> _The task_: Filter the data below for the string "this" and copy each matching line.

> _Records supplied_:

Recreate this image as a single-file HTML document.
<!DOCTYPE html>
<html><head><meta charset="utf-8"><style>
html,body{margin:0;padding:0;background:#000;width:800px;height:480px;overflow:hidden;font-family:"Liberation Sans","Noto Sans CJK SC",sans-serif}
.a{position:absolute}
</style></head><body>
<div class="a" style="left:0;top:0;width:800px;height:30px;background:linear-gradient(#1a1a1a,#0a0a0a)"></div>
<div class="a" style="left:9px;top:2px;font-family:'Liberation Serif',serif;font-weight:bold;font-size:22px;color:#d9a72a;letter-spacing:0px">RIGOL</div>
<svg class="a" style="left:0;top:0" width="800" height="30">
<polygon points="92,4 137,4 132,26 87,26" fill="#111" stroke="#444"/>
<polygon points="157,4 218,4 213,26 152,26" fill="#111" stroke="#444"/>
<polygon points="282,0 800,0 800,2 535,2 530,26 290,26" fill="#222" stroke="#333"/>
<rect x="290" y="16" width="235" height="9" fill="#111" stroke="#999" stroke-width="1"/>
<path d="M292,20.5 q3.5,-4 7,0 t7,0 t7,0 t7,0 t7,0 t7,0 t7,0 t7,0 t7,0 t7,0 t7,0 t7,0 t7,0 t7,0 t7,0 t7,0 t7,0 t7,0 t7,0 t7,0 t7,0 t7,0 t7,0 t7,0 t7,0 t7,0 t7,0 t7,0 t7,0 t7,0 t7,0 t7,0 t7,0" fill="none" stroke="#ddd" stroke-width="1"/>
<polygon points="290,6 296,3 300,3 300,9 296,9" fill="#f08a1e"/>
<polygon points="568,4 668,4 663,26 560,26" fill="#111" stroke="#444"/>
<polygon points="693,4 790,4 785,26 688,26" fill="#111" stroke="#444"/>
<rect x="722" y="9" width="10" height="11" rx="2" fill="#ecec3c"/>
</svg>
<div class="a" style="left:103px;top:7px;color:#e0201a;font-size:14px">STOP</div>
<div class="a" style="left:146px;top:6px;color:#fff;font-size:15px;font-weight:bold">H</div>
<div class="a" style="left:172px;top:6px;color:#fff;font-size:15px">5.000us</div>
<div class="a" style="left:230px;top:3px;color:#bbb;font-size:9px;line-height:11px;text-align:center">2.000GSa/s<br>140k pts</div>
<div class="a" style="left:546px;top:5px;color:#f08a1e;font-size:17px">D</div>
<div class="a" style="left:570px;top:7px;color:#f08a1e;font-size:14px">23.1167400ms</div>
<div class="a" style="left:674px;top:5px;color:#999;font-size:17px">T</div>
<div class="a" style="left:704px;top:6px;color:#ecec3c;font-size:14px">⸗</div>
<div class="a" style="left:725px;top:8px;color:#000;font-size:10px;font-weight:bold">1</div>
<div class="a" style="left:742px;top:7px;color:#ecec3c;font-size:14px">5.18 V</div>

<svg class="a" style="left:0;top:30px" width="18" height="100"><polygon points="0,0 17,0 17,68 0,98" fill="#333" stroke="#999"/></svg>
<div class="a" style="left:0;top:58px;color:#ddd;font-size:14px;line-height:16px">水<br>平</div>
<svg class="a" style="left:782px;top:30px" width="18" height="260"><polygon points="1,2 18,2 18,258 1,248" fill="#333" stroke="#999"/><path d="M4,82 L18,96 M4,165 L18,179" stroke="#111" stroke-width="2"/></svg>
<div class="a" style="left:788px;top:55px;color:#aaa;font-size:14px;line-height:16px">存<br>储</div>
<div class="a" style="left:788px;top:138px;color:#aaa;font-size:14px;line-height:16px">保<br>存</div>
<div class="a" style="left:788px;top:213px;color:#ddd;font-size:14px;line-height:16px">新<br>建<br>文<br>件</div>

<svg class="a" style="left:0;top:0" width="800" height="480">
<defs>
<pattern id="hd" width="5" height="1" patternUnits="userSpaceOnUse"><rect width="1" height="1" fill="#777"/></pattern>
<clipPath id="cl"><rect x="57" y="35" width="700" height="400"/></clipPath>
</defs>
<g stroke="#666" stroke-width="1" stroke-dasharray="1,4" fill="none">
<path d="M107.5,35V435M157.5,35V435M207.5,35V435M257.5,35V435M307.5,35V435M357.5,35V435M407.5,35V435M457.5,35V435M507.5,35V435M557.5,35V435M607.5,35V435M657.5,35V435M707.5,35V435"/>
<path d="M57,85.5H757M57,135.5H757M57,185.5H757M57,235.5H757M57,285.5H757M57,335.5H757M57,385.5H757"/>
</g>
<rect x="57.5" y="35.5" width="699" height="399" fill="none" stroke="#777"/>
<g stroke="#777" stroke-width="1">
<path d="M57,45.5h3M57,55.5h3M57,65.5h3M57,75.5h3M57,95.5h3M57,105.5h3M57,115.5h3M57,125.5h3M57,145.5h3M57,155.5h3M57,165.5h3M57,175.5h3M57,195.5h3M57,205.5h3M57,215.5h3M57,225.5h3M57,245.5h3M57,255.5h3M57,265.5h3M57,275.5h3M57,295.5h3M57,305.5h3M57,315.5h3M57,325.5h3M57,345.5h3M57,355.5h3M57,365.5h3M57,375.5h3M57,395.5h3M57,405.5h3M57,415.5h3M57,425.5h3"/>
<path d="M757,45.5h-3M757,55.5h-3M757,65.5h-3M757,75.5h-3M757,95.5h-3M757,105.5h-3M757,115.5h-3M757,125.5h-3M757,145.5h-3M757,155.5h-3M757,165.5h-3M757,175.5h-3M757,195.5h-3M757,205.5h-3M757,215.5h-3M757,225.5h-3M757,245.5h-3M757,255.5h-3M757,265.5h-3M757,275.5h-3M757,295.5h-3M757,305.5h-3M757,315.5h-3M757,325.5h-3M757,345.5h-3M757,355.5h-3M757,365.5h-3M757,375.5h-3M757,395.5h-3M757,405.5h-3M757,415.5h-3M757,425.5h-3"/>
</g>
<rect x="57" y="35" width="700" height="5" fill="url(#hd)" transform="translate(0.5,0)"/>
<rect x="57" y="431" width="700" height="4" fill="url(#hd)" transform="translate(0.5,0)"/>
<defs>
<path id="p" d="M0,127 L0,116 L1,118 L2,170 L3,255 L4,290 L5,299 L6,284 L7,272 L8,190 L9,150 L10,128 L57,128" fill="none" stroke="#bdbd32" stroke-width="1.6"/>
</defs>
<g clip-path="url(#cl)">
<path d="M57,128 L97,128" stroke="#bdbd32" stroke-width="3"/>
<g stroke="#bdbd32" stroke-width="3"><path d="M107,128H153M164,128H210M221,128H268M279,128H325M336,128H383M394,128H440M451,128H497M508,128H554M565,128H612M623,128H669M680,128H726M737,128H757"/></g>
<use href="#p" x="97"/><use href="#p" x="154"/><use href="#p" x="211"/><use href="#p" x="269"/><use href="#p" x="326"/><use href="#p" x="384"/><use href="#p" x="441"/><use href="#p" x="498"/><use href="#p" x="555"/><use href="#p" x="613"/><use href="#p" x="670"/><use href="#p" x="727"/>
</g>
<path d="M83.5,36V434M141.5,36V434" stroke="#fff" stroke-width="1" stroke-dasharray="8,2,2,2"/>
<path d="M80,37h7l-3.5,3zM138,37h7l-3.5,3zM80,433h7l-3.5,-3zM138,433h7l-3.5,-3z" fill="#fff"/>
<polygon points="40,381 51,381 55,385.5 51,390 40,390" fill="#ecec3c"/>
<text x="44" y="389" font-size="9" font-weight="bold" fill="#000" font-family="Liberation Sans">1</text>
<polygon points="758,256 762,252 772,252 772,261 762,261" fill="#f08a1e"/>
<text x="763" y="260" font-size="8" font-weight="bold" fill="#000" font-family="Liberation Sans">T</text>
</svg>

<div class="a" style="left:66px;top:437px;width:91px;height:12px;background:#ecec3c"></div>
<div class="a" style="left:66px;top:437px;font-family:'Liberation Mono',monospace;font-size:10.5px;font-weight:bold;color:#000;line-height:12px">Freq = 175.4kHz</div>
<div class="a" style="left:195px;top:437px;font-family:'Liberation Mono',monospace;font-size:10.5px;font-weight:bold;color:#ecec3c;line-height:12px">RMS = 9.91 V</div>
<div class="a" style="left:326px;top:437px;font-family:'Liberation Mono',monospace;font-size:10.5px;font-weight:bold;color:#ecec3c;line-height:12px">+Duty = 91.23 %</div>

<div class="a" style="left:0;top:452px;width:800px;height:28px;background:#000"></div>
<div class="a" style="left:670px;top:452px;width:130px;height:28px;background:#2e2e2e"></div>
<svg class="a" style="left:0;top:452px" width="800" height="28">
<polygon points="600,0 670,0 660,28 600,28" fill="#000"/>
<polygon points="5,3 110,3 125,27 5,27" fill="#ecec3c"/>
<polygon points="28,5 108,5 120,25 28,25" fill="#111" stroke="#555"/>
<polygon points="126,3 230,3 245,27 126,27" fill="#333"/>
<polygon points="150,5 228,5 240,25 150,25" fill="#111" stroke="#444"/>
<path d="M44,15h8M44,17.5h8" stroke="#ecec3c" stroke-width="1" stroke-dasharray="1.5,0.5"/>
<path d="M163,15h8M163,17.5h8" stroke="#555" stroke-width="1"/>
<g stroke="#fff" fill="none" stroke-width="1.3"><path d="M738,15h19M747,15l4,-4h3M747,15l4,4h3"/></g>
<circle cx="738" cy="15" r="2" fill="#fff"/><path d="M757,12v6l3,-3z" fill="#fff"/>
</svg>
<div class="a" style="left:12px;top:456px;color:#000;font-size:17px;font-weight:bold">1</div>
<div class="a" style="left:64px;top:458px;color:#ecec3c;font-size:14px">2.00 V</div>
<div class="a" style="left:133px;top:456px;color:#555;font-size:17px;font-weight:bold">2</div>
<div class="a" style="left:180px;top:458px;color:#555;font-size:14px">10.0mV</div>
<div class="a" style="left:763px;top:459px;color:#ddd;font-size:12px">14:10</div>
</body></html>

==

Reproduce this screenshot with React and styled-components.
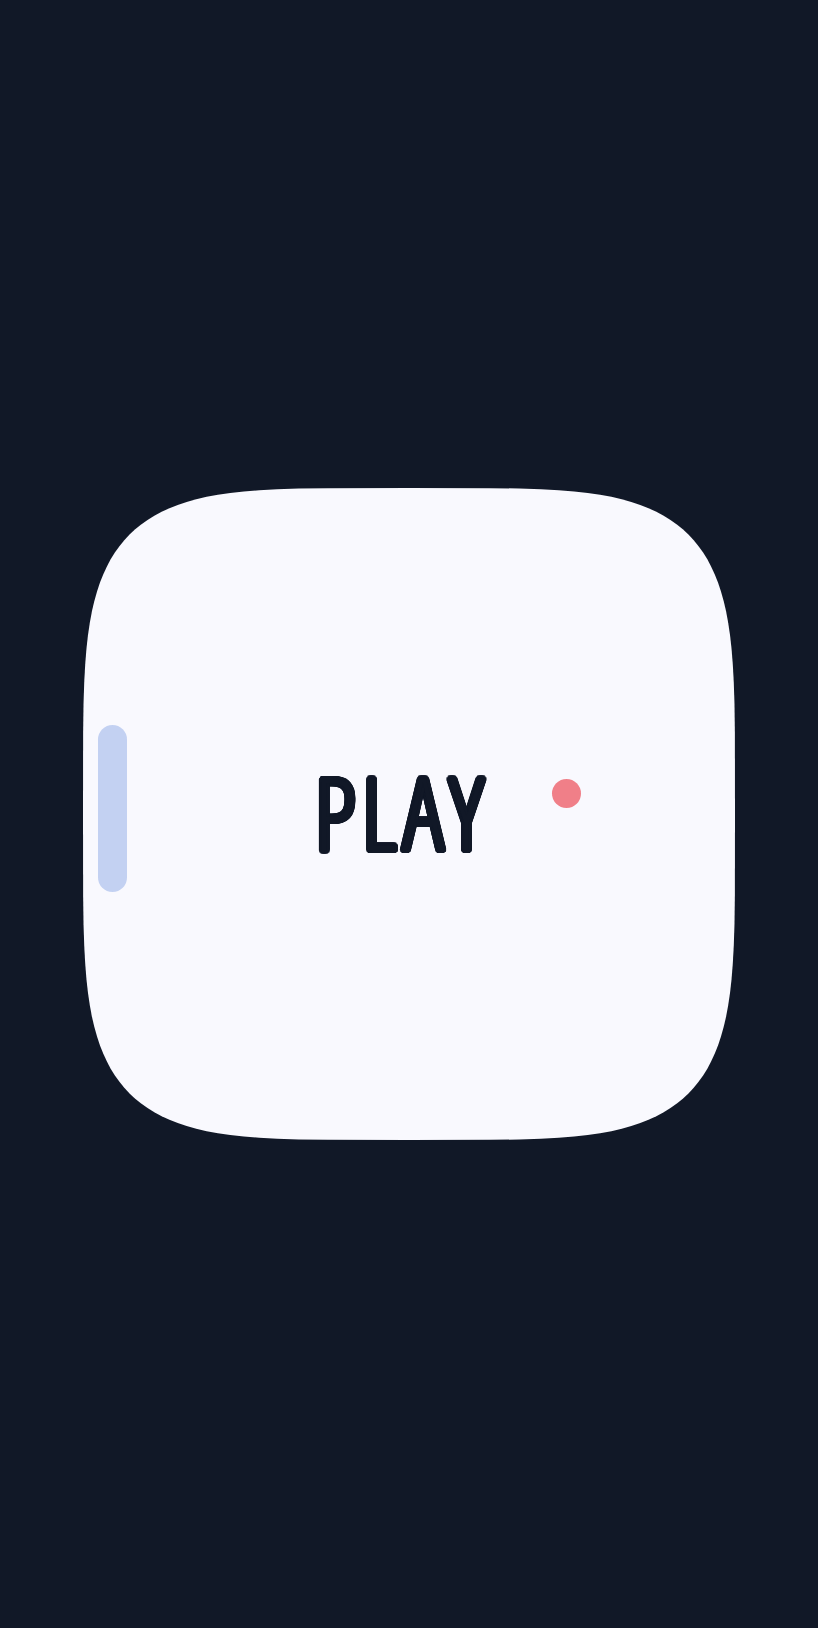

> _Exercise solution_:
Recreate this image as a single-file HTML document.
Reproduce this screenshot with React and styled-components.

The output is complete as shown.